Poor Me, I’m a Grammar Guru


Part of my new Grammar Monday feature–because who doesn’t want to wake up on Monday morning to grammar?

In sixth grade, I learned how to diagram sentences. We cut apart all the independent clauses, identified subjects and predicates, and circled parts of speech. For some reason, this all came very easily to me. I openly read a novel and when my teacher (hoping to embarrass me in front of the class) asked me a question, I looked up from my book, answered her, and went back to reading. Finally, she gave up and handed me a suggested reading list.

Currently, as a teacher myself, I shudder to think what my brazen action said to that teacher about my scorn for her teaching of grammar. Nonetheless, to this day I am very good at spotting errors in capitalization, usage, punctuation, and spelling (also known as CUPS). People have affectionately (mostly) called me Grammar Nazi, Grammar Guru, and Grammar Cop. Let me tell you, it is not easy to have that reputation.

First of all, people constantly ask you for advice. My husband wants me to proof emails about technical stuff I know nothing about. Author friends seek my advice on editing their novels. Former students email me with questions. While I don’t mind helping others, especially because it’s easy for me, this has the drawback of putting an incredible amount of pressure on me to be right all the time.

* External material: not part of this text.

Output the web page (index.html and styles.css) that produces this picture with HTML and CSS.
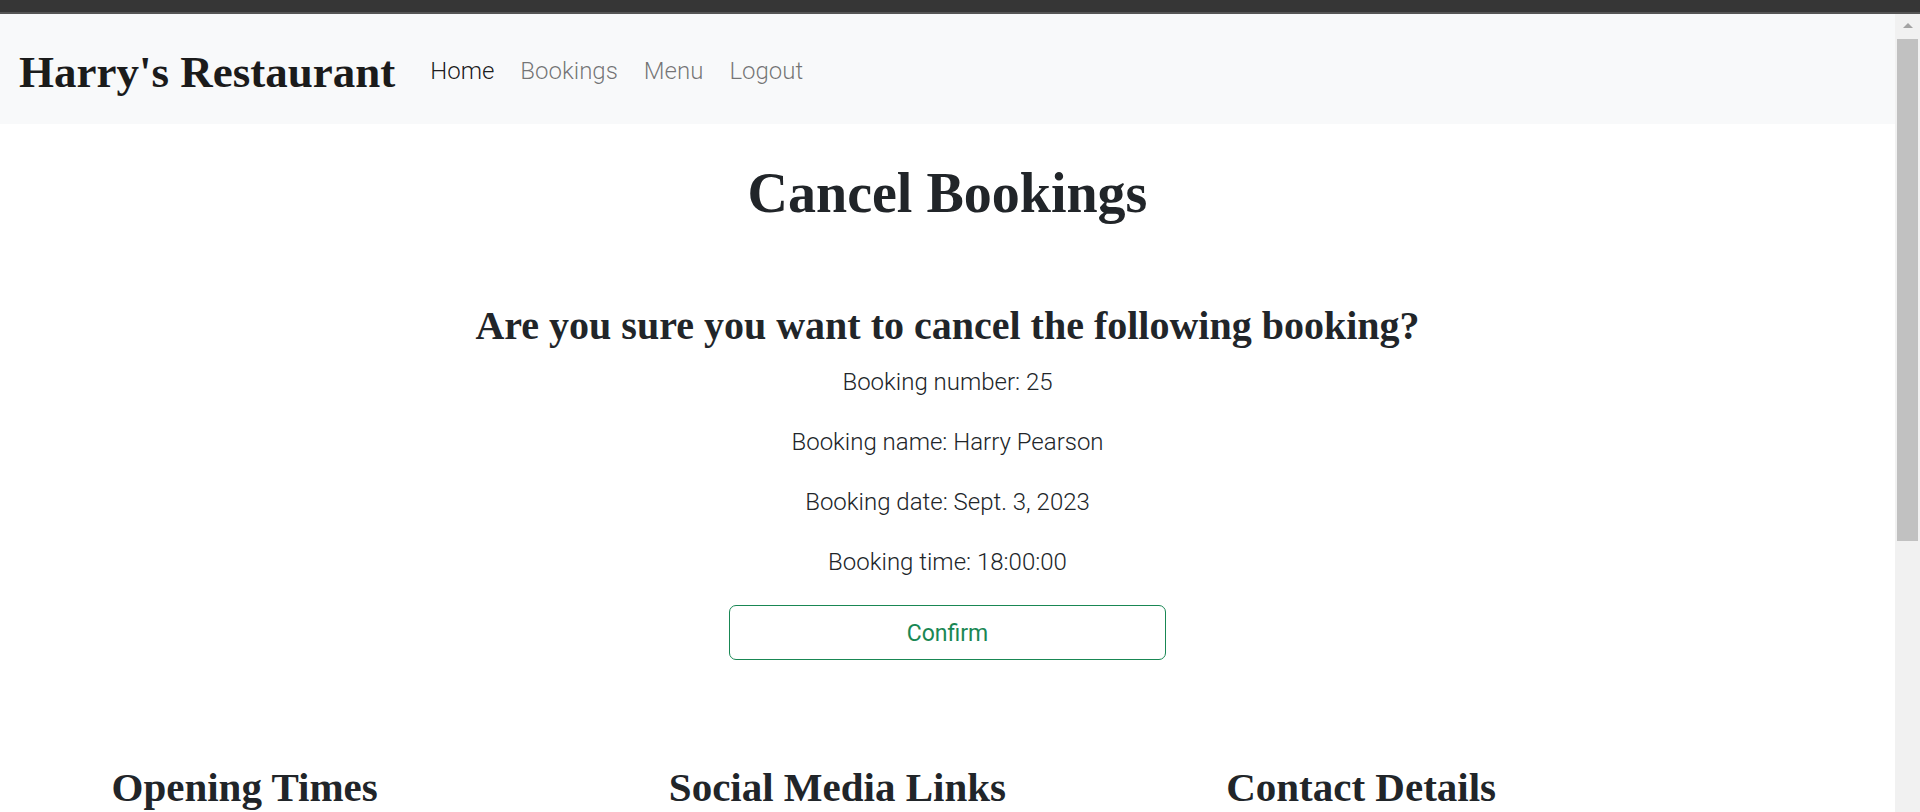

That leads to my next issue with being a Grammar Guru. People are always looking for me to make errors. Parents email me with mistakes in report card comments. Students crow when they find an error on a Daily Oral Language exercise. My first novel is 310 pages. When it was first published, I eagerly awaited the editor’s feedback. She found 51 errors in the whole book. I was very proud of that. Then a student pointed out that most of the errors were commas in compound sentences and shouldn’t I know that since I expected them to do it right?

Finally, a drawback to being good at grammar is the physical pain it causes when you see errors in advertising or public signs. An old advertisement for tires claimed Something special rides on Michelin’s. I wanted to run a campaign of painting out those apostrophes on every billboard in town. For five years, Apple computer ran a series of ads that advised people to Think Different. Umm if you are telling people how to think, that’s an adverb and should be Think Differently.

So please look with kindness on Grammar Gurus you may know. We are human. We may feel different pain than you do, but it is pain. Don’t hate.

2 responses to “Poor Me, I’m a Grammar Guru”

  1. Grammar Gurus Unite! 🙂
    It’s one thing to know the rules, and another to have the sort of focus (bordering on OCD) that allows a person to do a good cleaning edit. I’m good at catching other people’s errors on the first read-through, but I won’t catch everything, especially if the story sucks me in.

    1. That’s true! If the story engages me, it’s hard to edit. 🙂 Students, are you listening?